A reflection for Sunday 23rd June 2024 Trinity IV by the Rev'd David Warnes

 Job 38:1-11  Mark 4:35-41

Today’s reading from Job and today’s Gospel have a common theme, and that theme is questioning – humans questioning God and God questioning humans. 

In our Old Testament reading God asks Job:

“Who is this that darkens counsel by words without knowledge?”

In the Gospel, we have a series of questions. During the storm the frightened disciples wake Jesus up and ask him:

“Teacher, do you not care that we are perishing?”

Jesus stills the storm and then asks them:

“Why are you afraid? Have you still no faith?”

And the passage ends with a further question from the disciples:

“Who then is this, that even the wind and the sea obey him?”

Let’s take God’s questions to Job first. 

“Who is this that darkens counsel by words without knowledge?”
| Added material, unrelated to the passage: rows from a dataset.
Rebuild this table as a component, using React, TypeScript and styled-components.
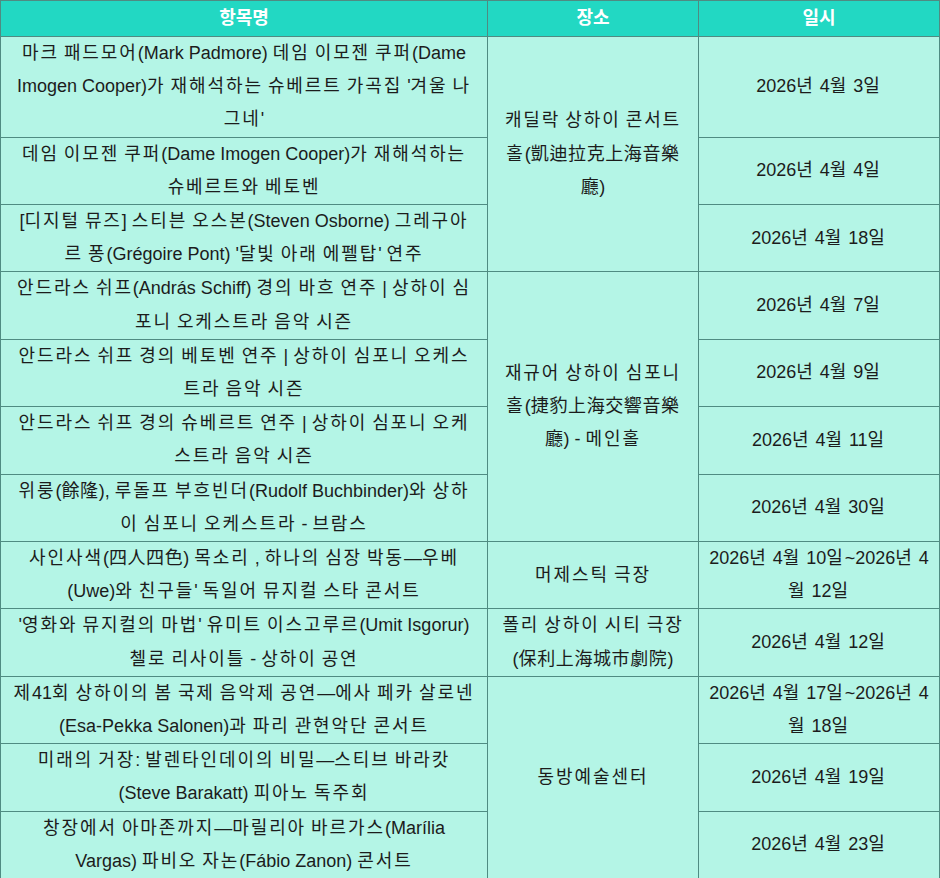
import React from "react";
import styled, { createGlobalStyle } from "styled-components";

const GlobalStyle = createGlobalStyle`
  html, body {
    margin: 0;
    padding: 0;
    background: #ffffff;
  }
  body {
    font-family: "Liberation Sans", "Noto Sans CJK KR", Arial, sans-serif;
  }
`;

const Table = styled.table`
  width: 939px;
  border-collapse: collapse;
  table-layout: fixed;
  font-family: "Liberation Sans", "Noto Sans CJK KR", Arial, sans-serif;
  font-size: 18px;
  color: #1c1c1c;
`;

const Col = styled.col<{ $w: number }>`
  width: ${(p) => p.$w}px;
`;

const HeadCell = styled.th`
  box-sizing: border-box;
  background: #22d8c3;
  color: #ffffff;
  font-weight: bold;
  text-align: center;
  line-height: 33px;
  padding: 1px 8px;
  border: 1px solid #4f8b82;
`;

const Cell = styled.td<{ $pad?: number }>`
  box-sizing: border-box;
  background: #b4f5e6;
  text-align: center;
  vertical-align: middle;
  line-height: 33.2px;
  padding: 0 ${(p) => p.$pad ?? 10}px;
  border: 1px solid #4f8b82;
`;

const Script = styled.span<{ $space: number }>`
  letter-spacing: ${(p) => p.$space}px;
`;

const CJK = /([\uAC00-\uD7A3]+|[\u4E00-\u9FFF]+)/;
const HANGUL = /[\uAC00-\uD7A3]/;
const HAN = /[\u4E00-\u9FFF]/;

function Text({ value }: { value: string }) {
  return (
    <>
      {value.split(CJK).map((part, i) => {
        if (HANGUL.test(part)) return <Script key={i} $space={1.9}>{part}</Script>;
        if (HAN.test(part)) return <Script key={i} $space={0.6}>{part}</Script>;
        return <React.Fragment key={i}>{part}</React.Fragment>;
      })}
    </>
  );
}

type Row = { title: string; date: string; venue?: string; span?: number };

const rows: Row[] = [
  {
    title:
      "마크 패드모어(Mark Padmore) 데임 이모젠 쿠퍼(Dame Imogen Cooper)가 재해석하는 슈베르트 가곡집 '겨울 나그네'",
    date: "2026년 4월 3일",
    venue: "캐딜락 상하이 콘서트홀(凱迪拉克上海音樂廳)",
    span: 3,
  },
  {
    title: "데임 이모젠 쿠퍼(Dame Imogen Cooper)가 재해석하는 슈베르트와 베토벤",
    date: "2026년 4월 4일",
  },
  {
    title:
      "[디지털 뮤즈] 스티븐 오스본(Steven Osborne) 그레구아르 퐁(Grégoire Pont) '달빛 아래 에펠탑' 연주",
    date: "2026년 4월 18일",
  },
  {
    title: "안드라스 쉬프(András Schiff) 경의 바흐 연주 | 상하이 심포니 오케스트라 음악 시즌",
    date: "2026년 4월 7일",
    venue: "재규어 상하이 심포니홀(捷豹上海交響音樂廳) - 메인홀",
    span: 4,
  },
  {
    title: "안드라스 쉬프 경의 베토벤 연주 | 상하이 심포니 오케스트라 음악 시즌",
    date: "2026년 4월 9일",
  },
  {
    title: "안드라스 쉬프 경의 슈베르트 연주 | 상하이 심포니 오케스트라 음악 시즌",
    date: "2026년 4월 11일",
  },
  {
    title: "위룽(餘隆), 루돌프 부흐빈더(Rudolf Buchbinder)와 상하이 심포니 오케스트라 - 브람스",
    date: "2026년 4월 30일",
  },
  {
    title: "사인사색(四人四色) 목소리 , 하나의 심장 박동—우베(Uwe)와 친구들' 독일어 뮤지컬 스타 콘서트",
    date: "2026년 4월 10일~2026년 4월 12일",
    venue: "머제스틱 극장",
    span: 1,
  },
  {
    title: "'영화와 뮤지컬의 마법' 유미트 이스고루르(Umit Isgorur) 첼로 리사이틀 - 상하이 공연",
    date: "2026년 4월 12일",
    venue: "폴리 상하이 시티 극장(保利上海城市劇院)",
    span: 1,
  },
  {
    title:
      "제41회 상하이의 봄 국제 음악제 공연—에사 페카 살로넨(Esa-Pekka Salonen)과 파리 관현악단 콘서트",
    date: "2026년 4월 17일~2026년 4월 18일",
    venue: "동방예술센터",
    span: 3,
  },
  {
    title: "미래의 거장: 발렌타인데이의 비밀—스티브 바라캇(Steve Barakatt) 피아노 독주회",
    date: "2026년 4월 19일",
  },
  {
    title: "창장에서 아마존까지—마릴리아 바르가스(Marília Vargas) 파비오 자논(Fábio Zanon) 콘서트",
    date: "2026년 4월 23일",
  },
];

export default function App() {
  return (
    <>
      <GlobalStyle />
      <Table>
        <colgroup>
          <Col $w={487} />
          <Col $w={211} />
          <Col $w={241} />
        </colgroup>
        <thead>
          <tr>
            <HeadCell>항목명</HeadCell>
            <HeadCell>장소</HeadCell>
            <HeadCell>일시</HeadCell>
          </tr>
        </thead>
        <tbody>
          {rows.map((r, i) => (
            <tr key={i}>
              <Cell $pad={12}>
                <Text value={r.title} />
              </Cell>
              {r.venue && (
                <Cell $pad={10} rowSpan={r.span}>
                  <Text value={r.venue} />
                </Cell>
              )}
              <Cell $pad={6}>
                <Text value={r.date} />
              </Cell>
            </tr>
          ))}
        </tbody>
      </Table>
    </>
  );
}
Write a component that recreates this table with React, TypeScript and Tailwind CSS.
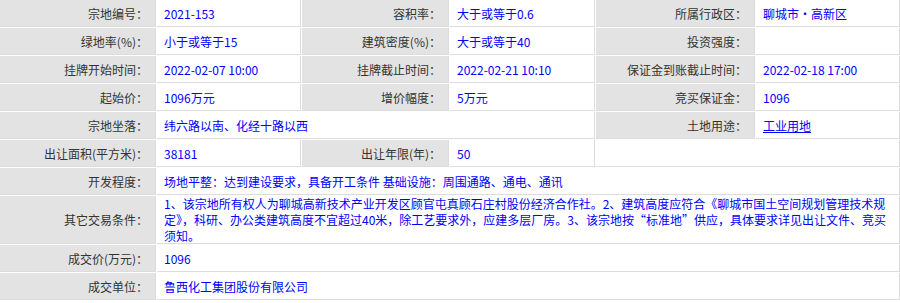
import React from "react";

const L = ({ children }: { children?: React.ReactNode }) => (
  <div className="h-[27px] bg-[#e3e3e3] border-r border-b border-[#dcdcdc] pr-[7px] text-[#333333] flex items-center justify-end whitespace-nowrap">
    {children}
  </div>
);

const V = ({ children, className = "" }: { children?: React.ReactNode; className?: string }) => (
  <div className={"h-[27px] bg-white border-r border-b border-[#dcdcdc] pl-[7px] text-[#0000ff] flex items-center whitespace-nowrap " + className}>
    {children}
  </div>
);

export default function App() {
  return (
    <div className="w-[900px] h-[303px] bg-white font-['Noto_Sans_CJK_SC',sans-serif] text-[12px] leading-[15px]">
      <div className="grid grid-cols-[156px_144px_147px_145px_159px_144px] gap-px bg-white">
        <L>宗地编号：</L>
        <V>2021-153</V>
        <L>容积率：</L>
        <V>大于或等于0.6</V>
        <L>所属行政区：</L>
        <V>聊城市・高新区</V>

        <L>绿地率(%)：</L>
        <V>小于或等于15</V>
        <L>建筑密度(%)：</L>
        <V>大于或等于40</V>
        <L>投资强度：</L>
        <V></V>

        <L>挂牌开始时间：</L>
        <V>2022-02-07 10:00</V>
        <L>挂牌截止时间：</L>
        <V>2022-02-21 10:10</V>
        <L>保证金到账截止时间：</L>
        <V>2022-02-18 17:00</V>

        <L>起始价：</L>
        <V>1096万元</V>
        <L>增价幅度：</L>
        <V>5万元</V>
        <L>竞买保证金：</L>
        <V>1096</V>

        <L>宗地坐落：</L>
        <V className="col-span-3">纬六路以南、化经十路以西</V>
        <L>土地用途：</L>
        <V>
          <span className="underline">工业用地</span>
        </V>

        <L>出让面积(平方米)：</L>
        <V>38181</V>
        <L>出让年限(年)：</L>
        <V>50</V>
        <V className="col-span-2"></V>

        <L>开发程度：</L>
        <V className="col-span-5">场地平整：达到建设要求，具备开工条件 基础设施：周围通路、通电、通讯</V>

        <div className="h-[48px] bg-[#e3e3e3] border-r border-b border-[#dcdcdc] pr-[7px] text-[#333333] flex items-center justify-end whitespace-nowrap">
          其它交易条件：
        </div>
        <div className="col-span-5 h-[48px] bg-white border-r border-b border-[#dcdcdc] pl-[7px] text-[#0000ff] flex flex-col justify-center whitespace-nowrap leading-[16px]">
          <span className="block">1、该宗地所有权人为聊城高新技术产业开发区顾官屯真顾石庄村股份经济合作社。2、建筑高度应符合《聊城市国土空间规划管理技术规</span>
          <span className="block">定》，科研、办公类建筑高度不宜超过40米，除工艺要求外，应建多层厂房。3、该宗地按“标准地”供应，具体要求详见出让文件、竞买</span>
          <span className="block">须知。</span>
        </div>

        <L>成交价(万元)：</L>
        <V className="col-span-5">1096</V>

        <L>成交单位：</L>
        <V className="col-span-5">鲁西化工集团股份有限公司</V>
      </div>
    </div>
  );
}
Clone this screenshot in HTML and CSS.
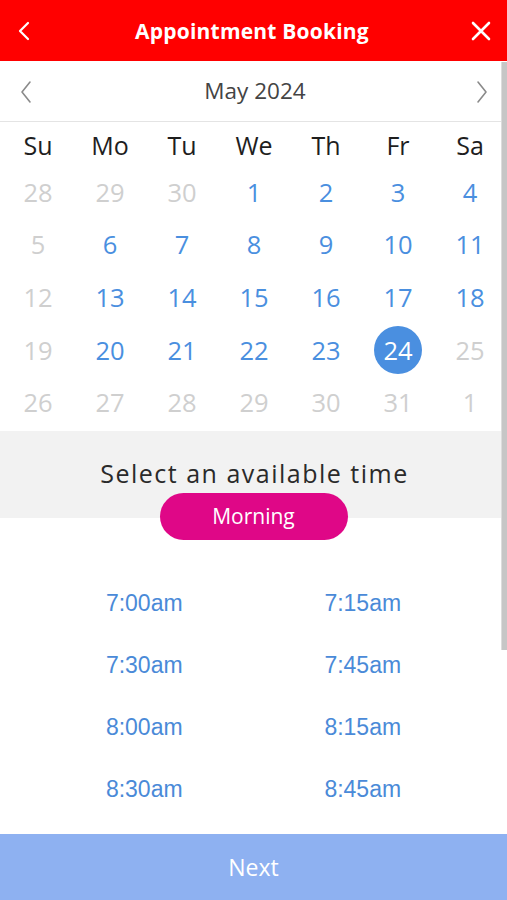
FILE: index.html
```html
<!DOCTYPE html>
<html lang="en">
<head>
<meta charset="utf-8">
<title>Appointment Booking</title>
<link rel="stylesheet" href="styles.css">
</head>
<body>
<div class="app">
  <header class="topbar">
    <button class="icon-btn back" aria-label="Back">
      <svg width="14" height="20" viewBox="0 0 14 20"><path d="M11 2 L3 10 L11 18" fill="none" stroke="#fff" stroke-width="2.2" stroke-linecap="round" stroke-linejoin="round"/></svg>
    </button>
    <h1 class="title">Appointment Booking</h1>
    <button class="icon-btn close" aria-label="Close">
      <svg width="20" height="20" viewBox="0 0 20 20"><path d="M2 2 L18 18 M18 2 L2 18" fill="none" stroke="#fff" stroke-width="2.6" stroke-linecap="round"/></svg>
    </button>
  </header>

  <main class="content">
    <div class="month-nav">
      <span class="chev">
        <svg width="14" height="24" viewBox="0 0 14 24"><path d="M11 2 L3 12 L11 22" fill="none" stroke="#8a8a8a" stroke-width="1.6" stroke-linecap="round" stroke-linejoin="round"/></svg>
      </span>
      <span class="month">May 2024</span>
      <span class="chev">
        <svg width="14" height="24" viewBox="0 0 14 24"><path d="M3 2 L11 12 L3 22" fill="none" stroke="#8a8a8a" stroke-width="1.6" stroke-linecap="round" stroke-linejoin="round"/></svg>
      </span>
    </div>

    <div class="calendar">
      <div class="wd">Su</div><div class="wd">Mo</div><div class="wd">Tu</div><div class="wd">We</div><div class="wd">Th</div><div class="wd">Fr</div><div class="wd">Sa</div>

      <div class="d off">28</div><div class="d off">29</div><div class="d off">30</div><div class="d">1</div><div class="d">2</div><div class="d">3</div><div class="d">4</div>
      <div class="d off">5</div><div class="d">6</div><div class="d">7</div><div class="d">8</div><div class="d">9</div><div class="d">10</div><div class="d">11</div>
      <div class="d off">12</div><div class="d">13</div><div class="d">14</div><div class="d">15</div><div class="d">16</div><div class="d">17</div><div class="d">18</div>
      <div class="d off">19</div><div class="d">20</div><div class="d">21</div><div class="d">22</div><div class="d">23</div><div class="d"><span class="sel">24</span></div><div class="d off">25</div>
      <div class="d off">26</div><div class="d off">27</div><div class="d off">28</div><div class="d off">29</div><div class="d off">30</div><div class="d off">31</div><div class="d off">1</div>
    </div>

    <section class="time-head">
      <h2 class="time-title">Select an available time</h2>
      <button class="pill">Morning</button>
    </section>

    <div class="slots">
      <a class="slot">7:00am</a><a class="slot">7:15am</a>
      <a class="slot">7:30am</a><a class="slot">7:45am</a>
      <a class="slot">8:00am</a><a class="slot">8:15am</a>
      <a class="slot">8:30am</a><a class="slot">8:45am</a>
    </div>
  </main>

  <button class="next">Next</button>

  <div class="scrollbar"></div>
</div>
</body>
</html>
```

FILE: styles.css
```css
* { box-sizing: border-box; }

html, body {
  margin: 0;
  padding: 0;
  height: 100%;
  background: #fff;
}

body {
  font-family: "Open Sans", "Liberation Sans", sans-serif;
}

.app {
  position: relative;
  height: 900px;
  display: flex;
  flex-direction: column;
  overflow: hidden;
}

.topbar {
  height: 61px;
  background: #ff0000;
  display: flex;
  align-items: center;
  justify-content: space-between;
  padding: 0 12px 0 12px;
  flex: none;
}

.icon-btn {
  background: none;
  border: 0;
  padding: 0;
  width: 24px;
  height: 24px;
  display: flex;
  align-items: center;
  justify-content: center;
}

.back { margin-top: 1px; }
.close { width: 38px; margin-right: -5px; }

.title {
  margin: 0;
  color: #fff;
  font-family: "Open Sans", sans-serif;
  font-weight: 700;
  font-size: 21px;
  letter-spacing: 0.2px;
  margin-left: 6px;
}

.content {
  flex: 1;
  display: flex;
  flex-direction: column;
}

.month-nav {
  height: 60px;
  margin-top: 1px;
  border-bottom: 1.5px solid #e4e4e4;
  display: flex;
  align-items: center;
  justify-content: space-between;
  padding: 0 18px 2px 19px;
}

.chev {
  display: flex;
  align-items: center;
  margin-top: 2px;
}

.month {
  font-size: 22.5px;
  color: #444;
  margin-left: 2px;
}

.calendar {
  display: grid;
  grid-template-columns: repeat(7, 72px);
  grid-template-rows: 46px repeat(5, 52.6px);
  padding-left: 2px;
}

.wd {
  display: flex;
  align-items: center;
  justify-content: center;
  font-size: 25px;
  color: #1e1e1e;
}

.d {
  display: flex;
  align-items: center;
  justify-content: center;
  font-size: 25.5px;
  color: #4a8fdf;
  padding-bottom: 5px;
}

.d.off { color: #cfcfcf; }

.sel {
  width: 48px;
  height: 48px;
  border-radius: 50%;
  background: #4a8fe0;
  color: #fff;
  display: flex;
  align-items: center;
  justify-content: center;
}

.time-head {
  display: flex;
  flex-direction: column;
  align-items: center;
  background: linear-gradient(#f2f2f2 87px, #fff 87px);
  padding-top: 27px;
}

.time-title {
  margin: 0;
  font-weight: 400;
  font-size: 25px;
  line-height: 31px;
  letter-spacing: 1.5px;
  color: #2a2a2a;
  margin-left: 2px;
}

.pill {
  margin-top: 4px;
  width: 188px;
  height: 47px;
  border: 0;
  border-radius: 24px;
  background: #df0787;
  color: #fff;
  font-family: "Open Sans", sans-serif;
  font-size: 21px;
  padding: 0;
}

.slots {
  display: grid;
  grid-template-columns: 1fr 1fr;
  grid-auto-rows: 62px;
  padding: 33px 35px 0 35px;
}

.slot {
  display: flex;
  align-items: center;
  justify-content: center;
  font-family: "Liberation Sans", Arial, sans-serif;
  font-size: 23px;
  color: #4a8ad8;
}

.next {
  flex: none;
  height: 66px;
  border: 0;
  background: #8eb1f1;
  color: #fff;
  font-family: "Open Sans", sans-serif;
  font-size: 23px;
  padding: 0;
}

.scrollbar {
  position: absolute;
  top: 62px;
  right: 0;
  width: 6px;
  height: 588px;
  background: #c6c6c6;
  border-left: 1px solid #dcdcdc;
}
```
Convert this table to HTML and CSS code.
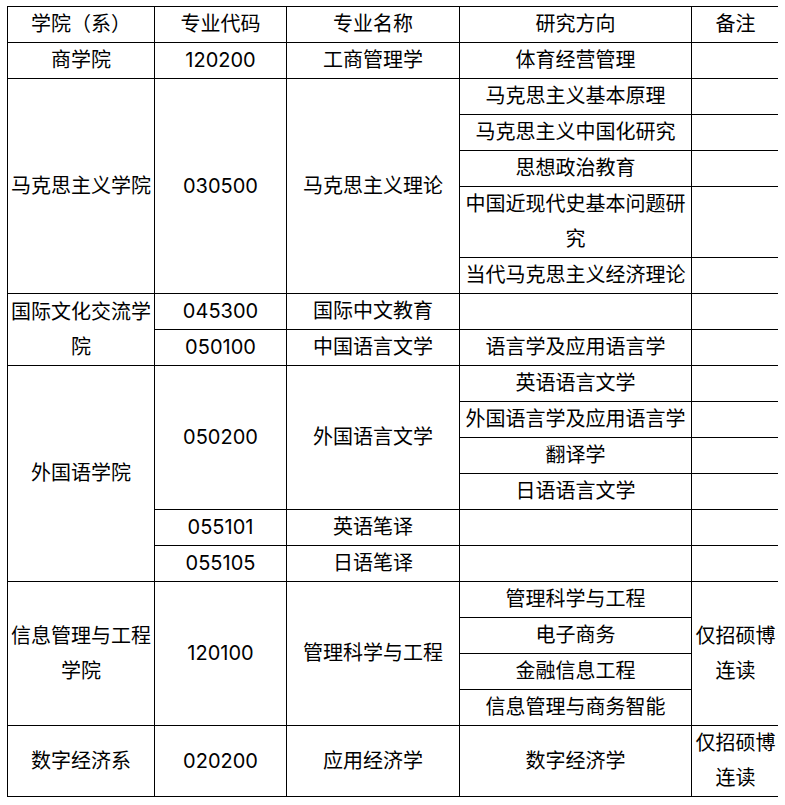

“Where were you when I laid the foundations of the earth?”

For many years I misread this passage. Job has been questioning God about an issue that concerns and puzzles us all – why do bad things happen to innocent people. God’s questions to Job sounded to me as though God was pulling rank on Job.

I have come to realize that God isn’t pulling rank, but rather offering Job something that Job badly needs – a sense of perspective. When we experience distressing events, hopes disappointed, serious illness or bereavement, we feel that our confidence has been challenged, perhaps even broken. And if we, like Job, are religious believers it is our trust in God that is called into question. 

What Job needs, as Carol Newsom writes in her commentary, is

“…recovery of trust in the fundamental structures of existence”

God’s answer to Job, which extends over several chapters, is all about the glory, goodness and grandeur of creation, but also about the element of the uncertain and the chaotic in creation. The challenge to Job and to us is to hold in a trusting tension the belief that creation is good and our experience that creation is precarious, even dangerous. 

That precariousness, that danger are exactly what the disciples are experiencing in today’s Gospel. They are terrified by the storm which threatens to sink their boat. In their fright, their trust in Jesus is weakened. There’s a very telling detail in the Gospel passage. We read that Jesus was 

“in the stern, asleep on the cushion...”

In those days that was the place in the boat usually occupied by whoever was steering. Some commentators have suggested that Jesus had been given the job of steering and, perfectly trusting in God, had fallen asleep. If that’s the case, the disciples’ question: 

“Teacher, do you not care that we are perishing?” 

has a deeper significance, for it is a question that Job and many of us have asked in times of trouble and despair:

“Is God asleep on the job?”

Faith would be much easier and simpler if God always responded to our prayers in the way that we wished. For many people, especially for young people, unanswered prayers are the reason why they give up on the idea of God. When someone close to them dies and their prayers for healing have gone unanswered, they conclude either that God is asleep on the job, or that God doesn’t exist at all. 

Job needed to learn that the goodness and the precariousness of creation are not contradictory. Another way of putting that is that he and all of us need to learn that we are unreservedly and fully loved by God but that doesn’t mean that the universe will be run for our comfort and convenience. 

Job acknowledges the narrowness of his own faith when, in chapter 42, he responds to God by saying: 

“I had heard of you by the hearing of the ear but now my eye sees you” 

The puzzled disciples, though they have been saved from shipwreck don’t yet fully understand who they are seeing when they look at Jesus. Hence their question:

“Who then is this, that even the wind and the sea obey him?”

The understanding of who Jesus is will only come to them at Easter. Before it comes they will see their teacher submitting to the evil powers who inflict suffering and death on the innocent. Their response to the Passion must have been an anguished questioning as to where God was when those terrible events took place. At Easter they learned to see, to see that God was right at the centre of that suffering, that moral and natural evil do not have the last word. Only then were they able to echo Job’s words:

“I had heard of you by the hearing of the ear but now my eye sees you” 

That understanding did not free them what the Prayer Book calls “the changes and chances of this fleeting world” and for many of them their sharing of the Gospel led to persecution and martyrdom. We too experience those changes and chances, sustained I hope by the belief that God can bring the whole of creation, including us, to perfection.